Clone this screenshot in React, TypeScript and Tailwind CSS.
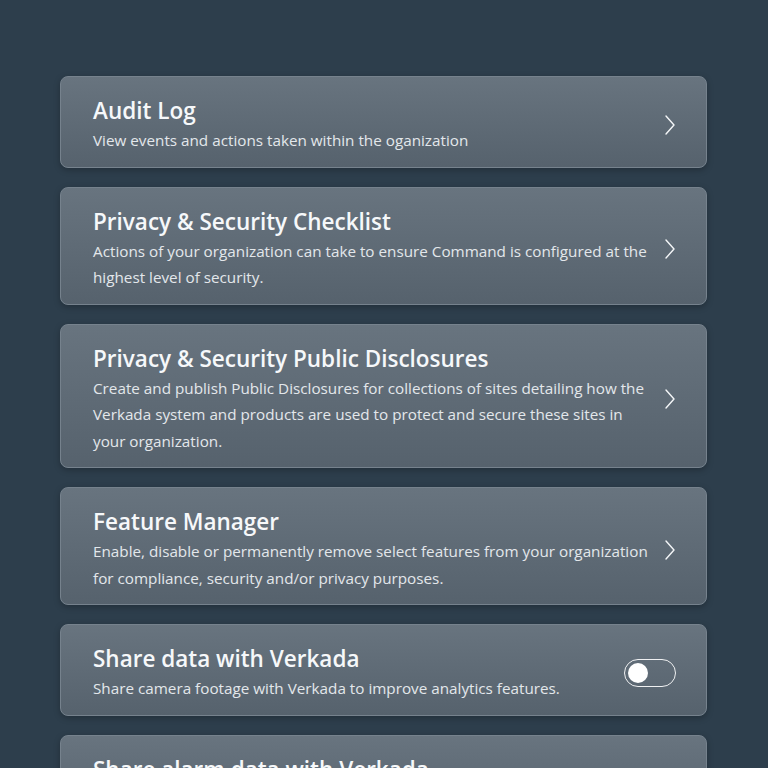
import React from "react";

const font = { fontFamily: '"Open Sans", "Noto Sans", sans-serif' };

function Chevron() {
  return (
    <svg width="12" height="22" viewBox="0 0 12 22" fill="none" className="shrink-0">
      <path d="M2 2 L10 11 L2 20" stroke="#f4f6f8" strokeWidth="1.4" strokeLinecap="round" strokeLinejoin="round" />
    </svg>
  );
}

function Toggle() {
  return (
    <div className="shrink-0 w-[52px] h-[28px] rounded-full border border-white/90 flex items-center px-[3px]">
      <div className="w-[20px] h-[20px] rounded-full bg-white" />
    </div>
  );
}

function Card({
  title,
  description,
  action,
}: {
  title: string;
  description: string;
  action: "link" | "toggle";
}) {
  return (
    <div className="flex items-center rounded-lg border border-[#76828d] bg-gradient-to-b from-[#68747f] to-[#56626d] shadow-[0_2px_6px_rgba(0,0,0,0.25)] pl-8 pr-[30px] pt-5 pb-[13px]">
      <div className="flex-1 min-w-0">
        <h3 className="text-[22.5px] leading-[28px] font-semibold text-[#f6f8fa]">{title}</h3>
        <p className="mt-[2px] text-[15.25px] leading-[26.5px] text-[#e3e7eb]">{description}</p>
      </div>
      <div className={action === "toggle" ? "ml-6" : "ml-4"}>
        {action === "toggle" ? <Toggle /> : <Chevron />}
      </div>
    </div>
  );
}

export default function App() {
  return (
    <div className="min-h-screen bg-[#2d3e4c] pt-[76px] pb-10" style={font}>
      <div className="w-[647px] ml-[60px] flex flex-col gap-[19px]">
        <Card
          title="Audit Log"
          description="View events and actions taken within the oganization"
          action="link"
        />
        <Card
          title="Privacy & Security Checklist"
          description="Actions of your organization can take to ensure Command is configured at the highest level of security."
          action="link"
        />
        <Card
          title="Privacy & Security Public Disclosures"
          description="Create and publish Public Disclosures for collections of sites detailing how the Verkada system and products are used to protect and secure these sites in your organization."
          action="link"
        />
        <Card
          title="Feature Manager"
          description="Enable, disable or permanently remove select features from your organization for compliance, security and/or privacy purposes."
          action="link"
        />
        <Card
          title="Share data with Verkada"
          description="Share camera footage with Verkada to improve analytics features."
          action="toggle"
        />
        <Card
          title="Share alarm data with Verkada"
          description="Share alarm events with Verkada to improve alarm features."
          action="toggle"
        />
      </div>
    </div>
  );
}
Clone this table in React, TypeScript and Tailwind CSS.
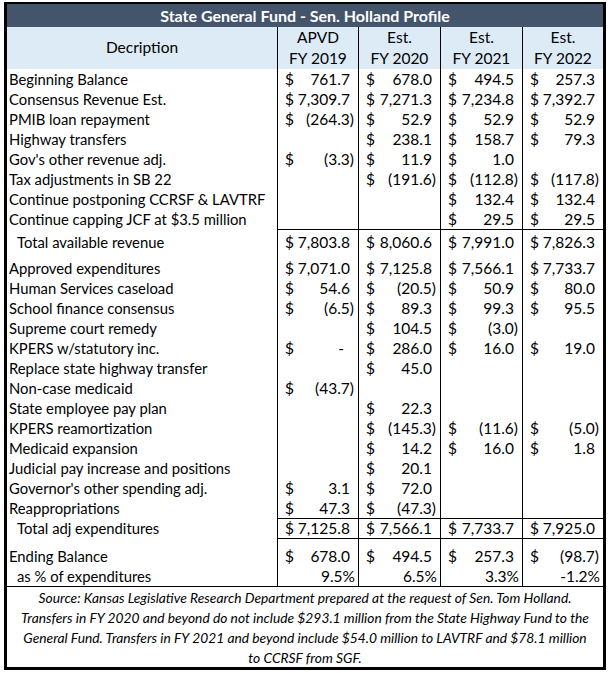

:: GOAL ::
Give back every line exactly as it stands, pictures excluded.

:: FINISHED ANSWER ::
Clone this screenshot in React, TypeScript and Tailwind CSS.
import React from "react";

const font = { fontFamily: '"Open Sans", "Noto Sans", sans-serif' };

function Chevron() {
  return (
    <svg width="12" height="22" viewBox="0 0 12 22" fill="none" className="shrink-0">
      <path d="M2 2 L10 11 L2 20" stroke="#f4f6f8" strokeWidth="1.4" strokeLinecap="round" strokeLinejoin="round" />
    </svg>
  );
}

function Toggle() {
  return (
    <div className="shrink-0 w-[52px] h-[28px] rounded-full border border-white/90 flex items-center px-[3px]">
      <div className="w-[20px] h-[20px] rounded-full bg-white" />
    </div>
  );
}

function Card({
  title,
  description,
  action,
}: {
  title: string;
  description: string;
  action: "link" | "toggle";
}) {
  return (
    <div className="flex items-center rounded-lg border border-[#76828d] bg-gradient-to-b from-[#68747f] to-[#56626d] shadow-[0_2px_6px_rgba(0,0,0,0.25)] pl-8 pr-[30px] pt-5 pb-[13px]">
      <div className="flex-1 min-w-0">
        <h3 className="text-[22.5px] leading-[28px] font-semibold text-[#f6f8fa]">{title}</h3>
        <p className="mt-[2px] text-[15.25px] leading-[26.5px] text-[#e3e7eb]">{description}</p>
      </div>
      <div className={action === "toggle" ? "ml-6" : "ml-4"}>
        {action === "toggle" ? <Toggle /> : <Chevron />}
      </div>
    </div>
  );
}

export default function App() {
  return (
    <div className="min-h-screen bg-[#2d3e4c] pt-[76px] pb-10" style={font}>
      <div className="w-[647px] ml-[60px] flex flex-col gap-[19px]">
        <Card
          title="Audit Log"
          description="View events and actions taken within the oganization"
          action="link"
        />
        <Card
          title="Privacy & Security Checklist"
          description="Actions of your organization can take to ensure Command is configured at the highest level of security."
          action="link"
        />
        <Card
          title="Privacy & Security Public Disclosures"
          description="Create and publish Public Disclosures for collections of sites detailing how the Verkada system and products are used to protect and secure these sites in your organization."
          action="link"
        />
        <Card
          title="Feature Manager"
          description="Enable, disable or permanently remove select features from your organization for compliance, security and/or privacy purposes."
          action="link"
        />
        <Card
          title="Share data with Verkada"
          description="Share camera footage with Verkada to improve analytics features."
          action="toggle"
        />
        <Card
          title="Share alarm data with Verkada"
          description="Share alarm events with Verkada to improve alarm features."
          action="toggle"
        />
      </div>
    </div>
  );
}
Clone this table in React, TypeScript and Tailwind CSS.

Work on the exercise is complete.